RECORDED INFORMATION:
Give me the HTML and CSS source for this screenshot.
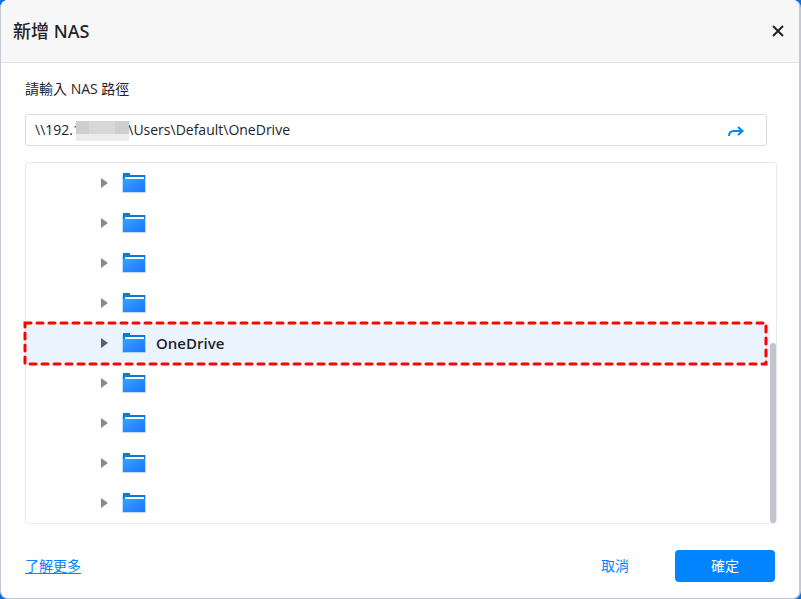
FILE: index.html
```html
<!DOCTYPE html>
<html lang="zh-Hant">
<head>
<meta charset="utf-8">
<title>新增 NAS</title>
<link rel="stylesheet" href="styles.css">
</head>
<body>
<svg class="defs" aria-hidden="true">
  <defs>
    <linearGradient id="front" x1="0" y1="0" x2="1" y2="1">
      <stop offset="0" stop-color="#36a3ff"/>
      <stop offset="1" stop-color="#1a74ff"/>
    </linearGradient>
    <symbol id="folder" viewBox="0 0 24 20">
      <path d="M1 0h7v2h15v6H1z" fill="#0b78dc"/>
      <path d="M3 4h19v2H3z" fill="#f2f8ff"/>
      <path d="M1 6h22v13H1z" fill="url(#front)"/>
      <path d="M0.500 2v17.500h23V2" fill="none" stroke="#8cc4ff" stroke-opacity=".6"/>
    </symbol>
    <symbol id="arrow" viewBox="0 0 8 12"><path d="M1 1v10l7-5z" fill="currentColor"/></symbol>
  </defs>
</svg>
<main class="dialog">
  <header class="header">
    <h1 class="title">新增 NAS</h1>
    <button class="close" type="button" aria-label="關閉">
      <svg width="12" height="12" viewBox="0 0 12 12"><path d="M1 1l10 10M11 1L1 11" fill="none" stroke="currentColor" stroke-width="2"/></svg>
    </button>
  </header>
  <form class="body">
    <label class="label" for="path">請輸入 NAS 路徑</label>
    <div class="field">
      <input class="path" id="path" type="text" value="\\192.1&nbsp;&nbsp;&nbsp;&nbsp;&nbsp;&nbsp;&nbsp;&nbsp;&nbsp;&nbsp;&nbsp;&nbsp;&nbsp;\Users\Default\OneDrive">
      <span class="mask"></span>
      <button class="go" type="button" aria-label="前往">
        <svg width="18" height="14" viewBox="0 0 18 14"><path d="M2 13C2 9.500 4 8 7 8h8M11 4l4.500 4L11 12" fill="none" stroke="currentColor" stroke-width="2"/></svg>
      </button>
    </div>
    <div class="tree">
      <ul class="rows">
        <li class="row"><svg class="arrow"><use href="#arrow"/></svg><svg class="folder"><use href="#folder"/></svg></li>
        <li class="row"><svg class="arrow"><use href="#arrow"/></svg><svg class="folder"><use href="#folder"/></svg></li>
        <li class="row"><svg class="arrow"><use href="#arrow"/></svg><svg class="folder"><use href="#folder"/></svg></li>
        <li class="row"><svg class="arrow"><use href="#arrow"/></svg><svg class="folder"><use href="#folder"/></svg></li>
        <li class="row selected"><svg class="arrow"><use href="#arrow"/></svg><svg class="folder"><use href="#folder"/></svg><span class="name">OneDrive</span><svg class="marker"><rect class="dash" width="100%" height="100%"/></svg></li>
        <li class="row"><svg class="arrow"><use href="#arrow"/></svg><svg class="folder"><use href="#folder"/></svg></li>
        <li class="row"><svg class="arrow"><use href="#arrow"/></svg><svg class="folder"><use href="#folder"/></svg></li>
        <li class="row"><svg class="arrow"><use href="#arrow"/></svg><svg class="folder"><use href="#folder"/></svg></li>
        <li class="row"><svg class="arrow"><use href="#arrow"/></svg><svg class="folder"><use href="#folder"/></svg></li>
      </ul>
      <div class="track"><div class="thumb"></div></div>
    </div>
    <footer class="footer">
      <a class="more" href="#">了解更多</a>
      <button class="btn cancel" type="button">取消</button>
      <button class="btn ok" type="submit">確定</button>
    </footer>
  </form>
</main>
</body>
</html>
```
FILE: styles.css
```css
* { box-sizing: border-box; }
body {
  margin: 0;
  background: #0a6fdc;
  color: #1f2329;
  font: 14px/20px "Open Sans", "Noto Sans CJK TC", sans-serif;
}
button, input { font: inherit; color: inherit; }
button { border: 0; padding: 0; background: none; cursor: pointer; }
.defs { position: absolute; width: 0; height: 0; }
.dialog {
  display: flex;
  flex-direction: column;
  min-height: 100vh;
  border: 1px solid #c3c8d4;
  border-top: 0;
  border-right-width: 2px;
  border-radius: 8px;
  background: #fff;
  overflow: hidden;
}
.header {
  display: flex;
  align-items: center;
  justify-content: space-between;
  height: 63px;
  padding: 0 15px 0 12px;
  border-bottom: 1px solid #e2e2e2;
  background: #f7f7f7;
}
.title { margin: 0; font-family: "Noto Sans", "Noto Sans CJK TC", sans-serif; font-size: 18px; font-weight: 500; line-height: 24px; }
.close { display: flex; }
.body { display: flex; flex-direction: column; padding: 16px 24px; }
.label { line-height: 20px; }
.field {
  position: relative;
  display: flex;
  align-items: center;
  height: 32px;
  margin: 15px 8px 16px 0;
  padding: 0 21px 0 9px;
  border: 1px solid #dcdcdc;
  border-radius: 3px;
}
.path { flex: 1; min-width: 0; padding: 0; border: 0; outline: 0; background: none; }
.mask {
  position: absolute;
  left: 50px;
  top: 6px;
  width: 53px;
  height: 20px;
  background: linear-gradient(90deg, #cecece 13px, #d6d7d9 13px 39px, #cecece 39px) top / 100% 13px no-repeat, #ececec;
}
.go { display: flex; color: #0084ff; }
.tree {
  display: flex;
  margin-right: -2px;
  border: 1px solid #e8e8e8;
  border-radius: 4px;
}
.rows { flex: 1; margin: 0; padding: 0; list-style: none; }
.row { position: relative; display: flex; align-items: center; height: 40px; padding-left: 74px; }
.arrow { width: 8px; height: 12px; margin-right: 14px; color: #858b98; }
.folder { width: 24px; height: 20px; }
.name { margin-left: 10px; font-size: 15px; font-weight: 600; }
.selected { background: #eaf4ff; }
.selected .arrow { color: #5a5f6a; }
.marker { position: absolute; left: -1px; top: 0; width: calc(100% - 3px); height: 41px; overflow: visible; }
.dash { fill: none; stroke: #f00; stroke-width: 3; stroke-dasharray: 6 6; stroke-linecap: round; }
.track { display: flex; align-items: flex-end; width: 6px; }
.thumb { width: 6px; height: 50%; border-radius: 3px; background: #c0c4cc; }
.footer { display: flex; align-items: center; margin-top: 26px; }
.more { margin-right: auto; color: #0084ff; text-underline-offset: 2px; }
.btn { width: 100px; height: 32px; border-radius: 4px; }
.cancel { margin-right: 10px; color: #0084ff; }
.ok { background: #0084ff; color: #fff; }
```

DESCRIPTION OF THE TASK: Reproduce the material word for word, minus the images.

ANSWER TO THIS TASK:
Give me the HTML and CSS source for this screenshot.
FILE: index.html
```html
<!DOCTYPE html>
<html lang="zh-Hant">
<head>
<meta charset="utf-8">
<title>新增 NAS</title>
<link rel="stylesheet" href="styles.css">
</head>
<body>
<svg class="defs" aria-hidden="true">
  <defs>
    <linearGradient id="front" x1="0" y1="0" x2="1" y2="1">
      <stop offset="0" stop-color="#36a3ff"/>
      <stop offset="1" stop-color="#1a74ff"/>
    </linearGradient>
    <symbol id="folder" viewBox="0 0 24 20">
      <path d="M1 0h7v2h15v6H1z" fill="#0b78dc"/>
      <path d="M3 4h19v2H3z" fill="#f2f8ff"/>
      <path d="M1 6h22v13H1z" fill="url(#front)"/>
      <path d="M0.500 2v17.500h23V2" fill="none" stroke="#8cc4ff" stroke-opacity=".6"/>
    </symbol>
    <symbol id="arrow" viewBox="0 0 8 12"><path d="M1 1v10l7-5z" fill="currentColor"/></symbol>
  </defs>
</svg>
<main class="dialog">
  <header class="header">
    <h1 class="title">新增 NAS</h1>
    <button class="close" type="button" aria-label="關閉">
      <svg width="12" height="12" viewBox="0 0 12 12"><path d="M1 1l10 10M11 1L1 11" fill="none" stroke="currentColor" stroke-width="2"/></svg>
    </button>
  </header>
  <form class="body">
    <label class="label" for="path">請輸入 NAS 路徑</label>
    <div class="field">
      <input class="path" id="path" type="text" value="\\192.1&nbsp;&nbsp;&nbsp;&nbsp;&nbsp;&nbsp;&nbsp;&nbsp;&nbsp;&nbsp;&nbsp;&nbsp;&nbsp;\Users\Default\OneDrive">
      <span class="mask"></span>
      <button class="go" type="button" aria-label="前往">
        <svg width="18" height="14" viewBox="0 0 18 14"><path d="M2 13C2 9.500 4 8 7 8h8M11 4l4.500 4L11 12" fill="none" stroke="currentColor" stroke-width="2"/></svg>
      </button>
    </div>
    <div class="tree">
      <ul class="rows">
        <li class="row"><svg class="arrow"><use href="#arrow"/></svg><svg class="folder"><use href="#folder"/></svg></li>
        <li class="row"><svg class="arrow"><use href="#arrow"/></svg><svg class="folder"><use href="#folder"/></svg></li>
        <li class="row"><svg class="arrow"><use href="#arrow"/></svg><svg class="folder"><use href="#folder"/></svg></li>
        <li class="row"><svg class="arrow"><use href="#arrow"/></svg><svg class="folder"><use href="#folder"/></svg></li>
        <li class="row selected"><svg class="arrow"><use href="#arrow"/></svg><svg class="folder"><use href="#folder"/></svg><span class="name">OneDrive</span><svg class="marker"><rect class="dash" width="100%" height="100%"/></svg></li>
        <li class="row"><svg class="arrow"><use href="#arrow"/></svg><svg class="folder"><use href="#folder"/></svg></li>
        <li class="row"><svg class="arrow"><use href="#arrow"/></svg><svg class="folder"><use href="#folder"/></svg></li>
        <li class="row"><svg class="arrow"><use href="#arrow"/></svg><svg class="folder"><use href="#folder"/></svg></li>
        <li class="row"><svg class="arrow"><use href="#arrow"/></svg><svg class="folder"><use href="#folder"/></svg></li>
      </ul>
      <div class="track"><div class="thumb"></div></div>
    </div>
    <footer class="footer">
      <a class="more" href="#">了解更多</a>
      <button class="btn cancel" type="button">取消</button>
      <button class="btn ok" type="submit">確定</button>
    </footer>
  </form>
</main>
</body>
</html>
```
FILE: styles.css
```css
* { box-sizing: border-box; }
body {
  margin: 0;
  background: #0a6fdc;
  color: #1f2329;
  font: 14px/20px "Open Sans", "Noto Sans CJK TC", sans-serif;
}
button, input { font: inherit; color: inherit; }
button { border: 0; padding: 0; background: none; cursor: pointer; }
.defs { position: absolute; width: 0; height: 0; }
.dialog {
  display: flex;
  flex-direction: column;
  min-height: 100vh;
  border: 1px solid #c3c8d4;
  border-top: 0;
  border-right-width: 2px;
  border-radius: 8px;
  background: #fff;
  overflow: hidden;
}
.header {
  display: flex;
  align-items: center;
  justify-content: space-between;
  height: 63px;
  padding: 0 15px 0 12px;
  border-bottom: 1px solid #e2e2e2;
  background: #f7f7f7;
}
.title { margin: 0; font-family: "Noto Sans", "Noto Sans CJK TC", sans-serif; font-size: 18px; font-weight: 500; line-height: 24px; }
.close { display: flex; }
.body { display: flex; flex-direction: column; padding: 16px 24px; }
.label { line-height: 20px; }
.field {
  position: relative;
  display: flex;
  align-items: center;
  height: 32px;
  margin: 15px 8px 16px 0;
  padding: 0 21px 0 9px;
  border: 1px solid #dcdcdc;
  border-radius: 3px;
}
.path { flex: 1; min-width: 0; padding: 0; border: 0; outline: 0; background: none; }
.mask {
  position: absolute;
  left: 50px;
  top: 6px;
  width: 53px;
  height: 20px;
  background: linear-gradient(90deg, #cecece 13px, #d6d7d9 13px 39px, #cecece 39px) top / 100% 13px no-repeat, #ececec;
}
.go { display: flex; color: #0084ff; }
.tree {
  display: flex;
  margin-right: -2px;
  border: 1px solid #e8e8e8;
  border-radius: 4px;
}
.rows { flex: 1; margin: 0; padding: 0; list-style: none; }
.row { position: relative; display: flex; align-items: center; height: 40px; padding-left: 74px; }
.arrow { width: 8px; height: 12px; margin-right: 14px; color: #858b98; }
.folder { width: 24px; height: 20px; }
.name { margin-left: 10px; font-size: 15px; font-weight: 600; }
.selected { background: #eaf4ff; }
.selected .arrow { color: #5a5f6a; }
.marker { position: absolute; left: -1px; top: 0; width: calc(100% - 3px); height: 41px; overflow: visible; }
.dash { fill: none; stroke: #f00; stroke-width: 3; stroke-dasharray: 6 6; stroke-linecap: round; }
.track { display: flex; align-items: flex-end; width: 6px; }
.thumb { width: 6px; height: 50%; border-radius: 3px; background: #c0c4cc; }
.footer { display: flex; align-items: center; margin-top: 26px; }
.more { margin-right: auto; color: #0084ff; text-underline-offset: 2px; }
.btn { width: 100px; height: 32px; border-radius: 4px; }
.cancel { margin-right: 10px; color: #0084ff; }
.ok { background: #0084ff; color: #fff; }
```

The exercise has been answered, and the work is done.